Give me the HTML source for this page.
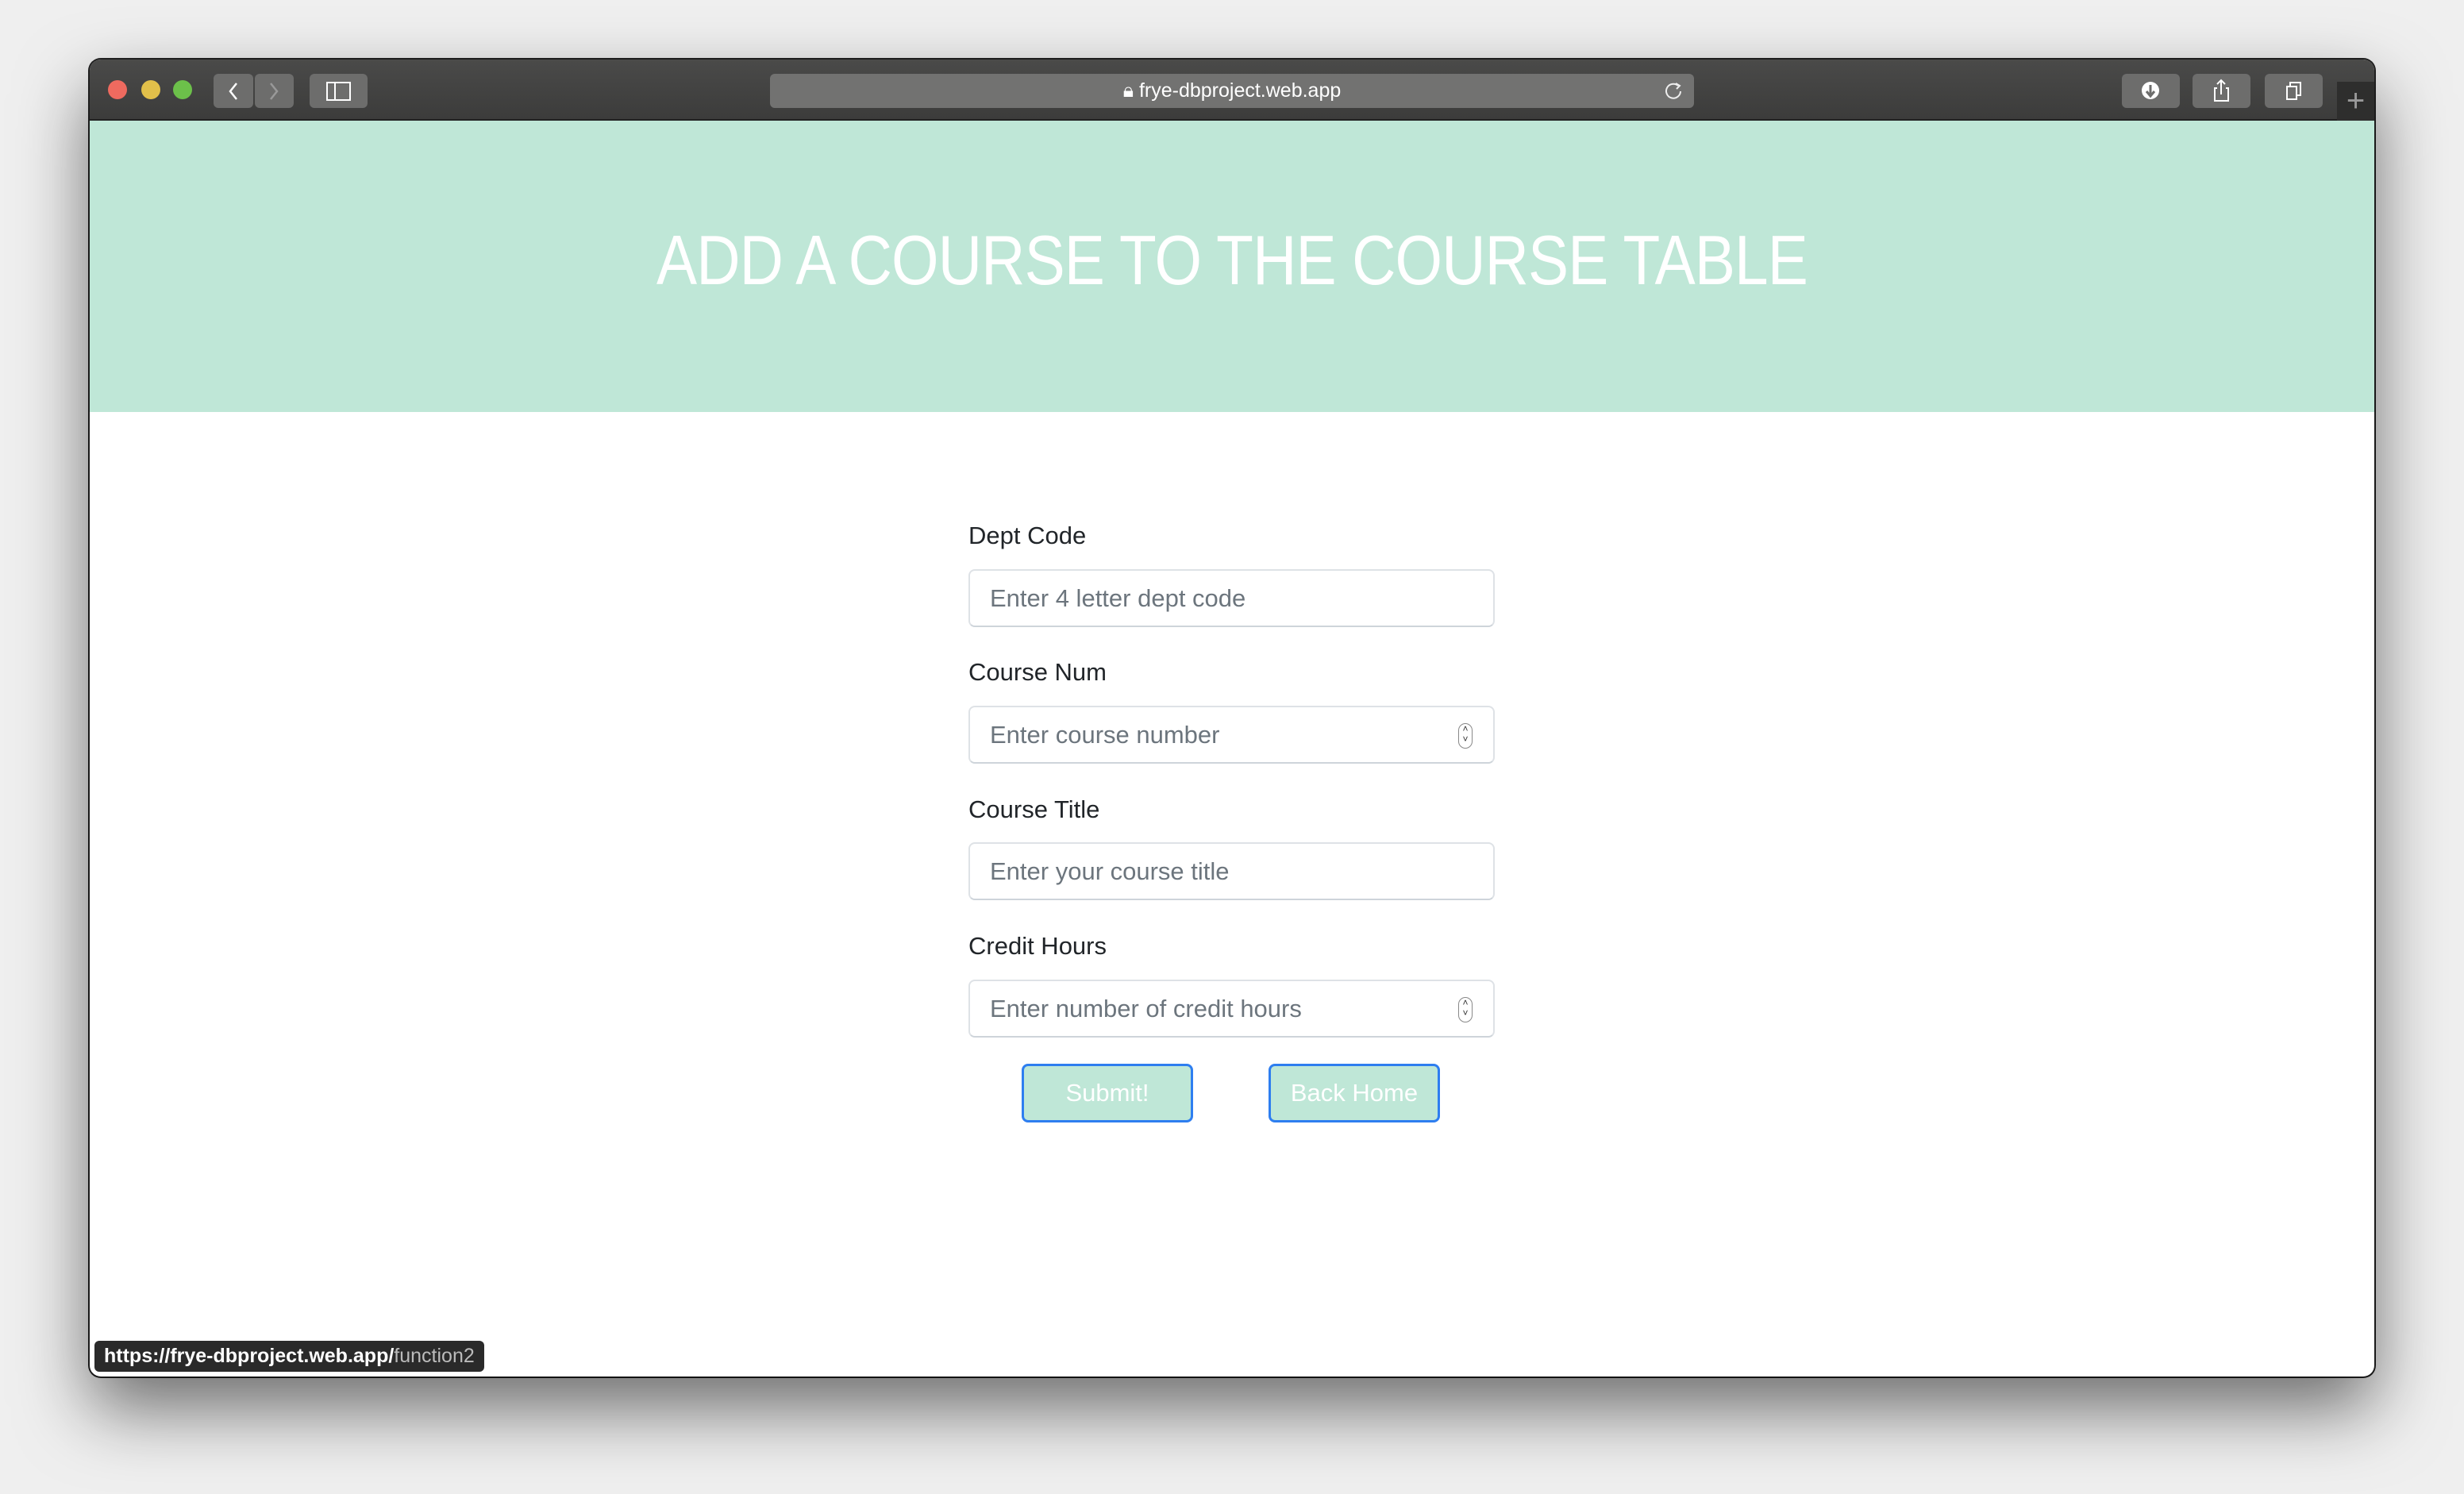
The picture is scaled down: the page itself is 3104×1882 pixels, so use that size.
<!DOCTYPE html>
<html><head><meta charset="utf-8"><style>
*{box-sizing:border-box;margin:0;padding:0}
body{width:3104px;height:1882px;background:#efefef;position:relative;overflow:hidden;font-family:"Liberation Sans",Helvetica,Arial,sans-serif}
.win{position:absolute;left:113px;top:75px;width:2878px;height:1659px;background:#fff;border-radius:14px;overflow:hidden;box-shadow:0 40px 90px rgba(0,0,0,.55),0 0 0 2px #222}
.tb{position:absolute;left:0;top:0;width:100%;height:77px;background:linear-gradient(#4a4a49,#3c3c3b);border-bottom:2px solid #222}
.dot{position:absolute;top:26px;width:24px;height:24px;border-radius:50%}
.btn{position:absolute;top:18px;height:43px;background:#6d6d6c;border-radius:6px}
.hdr{position:absolute;left:0;top:77px;width:100%;height:367px;background:#bfe7d7}
.title{position:absolute;left:0;width:100%;top:126px;text-align:center;color:#fff;font-size:88px;line-height:100px;letter-spacing:-1px;transform:scaleX(0.87)}
.lbl{position:absolute;left:1107px;font-size:31px;color:#212529}
.inp{position:absolute;left:1107px;width:663px;height:73px;border:2px solid #dee2e6;border-bottom-color:#ced4da;border-radius:8px;font-size:31px;color:#6c757d;padding-left:25px;line-height:69px}
.spin{position:absolute;right:26px;top:20px;width:18px;height:32px;border:1.5px solid #888;border-radius:9px;font-size:12px;line-height:13px;text-align:center;color:#333}
.b{position:absolute;top:1265px;width:216px;height:74px;background:#bfe7d7;border:3px solid #2e7ef0;border-radius:8px;color:#fff;font-size:31px;text-align:center;line-height:68px}
.status{position:absolute;left:6px;top:1614px;height:39px;padding:0 12px;background:#2a2a2a;border-radius:6px;color:#fff;font-size:25px;line-height:39px;font-weight:bold}
</style></head><body>
<div class="win">
 <div class="tb">
  <div class="dot" style="left:23px;background:#ee6a5f"></div>
  <div class="dot" style="left:65px;background:#e2c04a"></div>
  <div class="dot" style="left:105px;background:#6cc04a"></div>
  <div class="btn" style="left:156px;width:50px"><svg width="50" height="43"><path d="M29 12 L21 22 L29 32" stroke="#fff" stroke-width="2.5" fill="none"/></svg></div>
  <div class="btn" style="left:208px;width:49px"><svg width="49" height="43"><path d="M20 12 L28 22 L20 32" stroke="#999" stroke-width="2.5" fill="none"/></svg></div>
  <div class="btn" style="left:277px;width:73px"><svg width="73" height="43"><rect x="22" y="11" width="29" height="22" stroke="#fff" stroke-width="2" fill="none"/><line x1="32" y1="11" x2="32" y2="33" stroke="#fff" stroke-width="2"/></svg></div>
  <div class="btn" style="left:857px;width:1164px;background:#727271;color:#fff;font-size:25px;text-align:center;line-height:43px">🔒︎ frye-dbproject.web.app<svg style="position:absolute;right:12px;top:9px" width="26" height="26"><path d="M18 6 A9 9 0 1 0 21 13" stroke="#eee" stroke-width="2" fill="none"/><path d="M15 3 L20 6 L16 10" stroke="#eee" stroke-width="2" fill="none"/></svg></div>
  <div class="btn" style="left:2560px;width:73px"><svg width="73" height="43"><circle cx="36" cy="21" r="11" fill="#fff"/><path d="M36 14 V26 M31 22 L36 28 L41 22" stroke="#6d6d6c" stroke-width="3" fill="none"/></svg></div>
  <div class="btn" style="left:2649px;width:73px"><svg width="73" height="43"><path d="M31 18 H28 V34 H45 V18 H42 M36 8 V26 M31 13 L36 8 L41 13" stroke="#fff" stroke-width="2" fill="none"/></svg></div>
  <div class="btn" style="left:2740px;width:73px"><svg width="73" height="43"><rect x="28" y="16" width="12" height="16" stroke="#fff" stroke-width="2" fill="none"/><path d="M32 16 V11 H45 V27 H40" stroke="#fff" stroke-width="2" fill="none"/></svg></div>
  <div style="position:absolute;left:2831px;top:28px;width:47px;height:49px;background:#2e2e2d;color:#999;font-size:40px;text-align:center;line-height:49px">+</div>
 </div>
 <div class="hdr"><div class="title">ADD A COURSE TO THE COURSE TABLE</div></div>
 <div class="lbl" style="top:582px">Dept Code</div>
 <div class="inp" style="top:642px">Enter 4 letter dept code</div>
 <div class="lbl" style="top:754px">Course Num</div>
 <div class="inp" style="top:814px">Enter course number<div class="spin">˄<br>˅</div></div>
 <div class="lbl" style="top:927px">Course Title</div>
 <div class="inp" style="top:986px">Enter your course title</div>
 <div class="lbl" style="top:1099px">Credit Hours</div>
 <div class="inp" style="top:1159px">Enter number of credit hours<div class="spin">˄<br>˅</div></div>
 <div class="b" style="left:1174px">Submit!</div>
 <div class="b" style="left:1485px">Back Home</div>
 <div class="status">https://frye-dbproject.web.app/<span style="color:#bbb;font-weight:normal">function2</span></div>
</div>
</body></html>
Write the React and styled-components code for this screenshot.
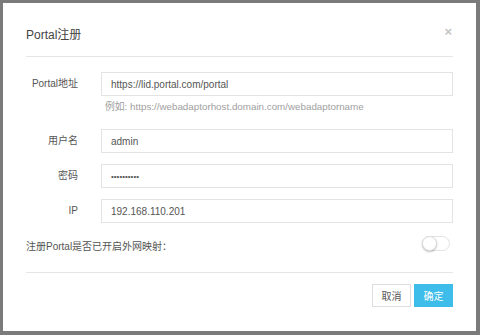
import React, { useState } from "react";
import styled, { createGlobalStyle } from "styled-components";

const GlobalStyle = createGlobalStyle`
    html, body {
        margin: 0;
        padding: 0;
        background: #7b7b7b;
    }
    body {
        font-family: "Liberation Sans", Arial, "Noto Sans CJK SC", sans-serif;
        font-size: 10px;
        color: #555;
    }
`;

const Page = styled.div`
    width: 480px;
    height: 335px;
    padding: 3px 4px 4px 3px;
    box-sizing: border-box;
`;

const Modal = styled.div`
    background: #fff;
    height: 100%;
    display: flex;
    flex-direction: column;
    padding: 0 23px;
    box-sizing: border-box;
`;

const Header = styled.div`
    display: flex;
    justify-content: space-between;
    align-items: flex-start;
    padding: 24px 0 13px;
    border-bottom: 1px solid #e6e6e6;
`;

const Title = styled.h4`
    margin: 0;
    font-size: 12px;
    line-height: 16px;
    font-weight: normal;
    color: #444;
`;

const Close = styled.button`
    border: none;
    background: none;
    padding: 0;
    margin: 0 1px 0 0;
    font-size: 13px;
    line-height: 10px;
    color: #c4c4c4;
    font-family: "Liberation Sans", Arial, sans-serif;
    font-weight: bold;
    cursor: pointer;
`;

const Body = styled.div`
    padding-top: 15px;
    flex: 1;
    border-bottom: 1px solid #e6e6e6;
`;

const Form = styled.div`
    display: grid;
    grid-template-columns: 52px 1fr;
    column-gap: 23px;
    row-gap: 11px;
`;

const Label = styled.label`
    text-align: right;
    line-height: 24px;
    color: #555;
    white-space: nowrap;
`;

const Field = styled.div`
    display: flex;
    flex-direction: column;
`;

const Input = styled.input`
    height: 24px;
    box-sizing: border-box;
    border: 1px solid #e3e3e3;
    padding: 0 9px;
    font-family: inherit;
    font-size: ${(p) => (p.type === "password" ? "8px" : "10px")};
    color: #555;
    outline: none;
    width: 100%;
    margin-right: 1px;
`;

const Help = styled.div`
    margin: 4px 0 4px 4px;
    line-height: 14px;
    font-size: 9.8px;
    color: #a0a0a0;
`;

const SwitchRow = styled.div`
    display: flex;
    justify-content: space-between;
    align-items: flex-start;
    margin-top: 13px;
    padding-right: 3px;
`;

const SwitchLabel = styled.span`
    padding-top: 4px;
    line-height: 14px;
    color: #555;
`;

const Track = styled.button`
    width: 28px;
    height: 15px;
    padding: 0;
    border-radius: 8px;
    border: 1px solid #e2e2e2;
    background: ${(p) => (p.$on ? "#3ebcea" : "#fff")};
    position: relative;
    cursor: pointer;
`;

const Knob = styled.span`
    position: absolute;
    top: -1px;
    left: ${(p) => (p.$on ? "12px" : "-1px")};
    width: 15px;
    height: 15px;
    border-radius: 50%;
    background: #fff;
    box-sizing: border-box;
    border: 1px solid #dcdcdc;
    box-shadow: 0 1px 2px rgba(0, 0, 0, 0.25);
`;

const Footer = styled.div`
    display: flex;
    justify-content: flex-end;
    gap: 3px;
    padding: 11px 0 24px;
`;

const Button = styled.button`
    width: 39px;
    height: 23px;
    padding: 0;
    font-family: inherit;
    font-size: 10px;
    border: 1px solid ${(p) => (p.$primary ? "#3ebcea" : "#dedede")};
    background: ${(p) => (p.$primary ? "#3ebcea" : "#fff")};
    color: ${(p) => (p.$primary ? "#fff" : "#555")};
    cursor: pointer;
`;

export default function App() {
    const [mapped, setMapped] = useState(false);

    return (
        <Page>
            <GlobalStyle />
            <Modal>
                <Header>
                    <Title>Portal注册</Title>
                    <Close>×</Close>
                </Header>
                <Body>
                    <Form>
                        <Label>Portal地址</Label>
                        <Field>
                            <Input defaultValue="https://lid.portal.com/portal" />
                            <Help>例如: https://webadaptorhost.domain.com/webadaptorname</Help>
                        </Field>
                        <Label>用户名</Label>
                        <Input defaultValue="admin" />
                        <Label>密码</Label>
                        <Input type="password" defaultValue="1234567890" />
                        <Label>IP</Label>
                        <Input defaultValue="192.168.110.201" />
                    </Form>
                    <SwitchRow>
                        <SwitchLabel>注册Portal是否已开启外网映射：</SwitchLabel>
                        <Track $on={mapped} onClick={() => setMapped(!mapped)}>
                            <Knob $on={mapped} />
                        </Track>
                    </SwitchRow>
                </Body>
                <Footer>
                    <Button>取消</Button>
                    <Button $primary>确定</Button>
                </Footer>
            </Modal>
        </Page>
    );
}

────────────────────────────────────────

- What is needed
Scan the material above for the string "this" and report each line where you find it.

- Response below
Give me the HTML source for this page.
Write the React and styled-components code for this screenshot.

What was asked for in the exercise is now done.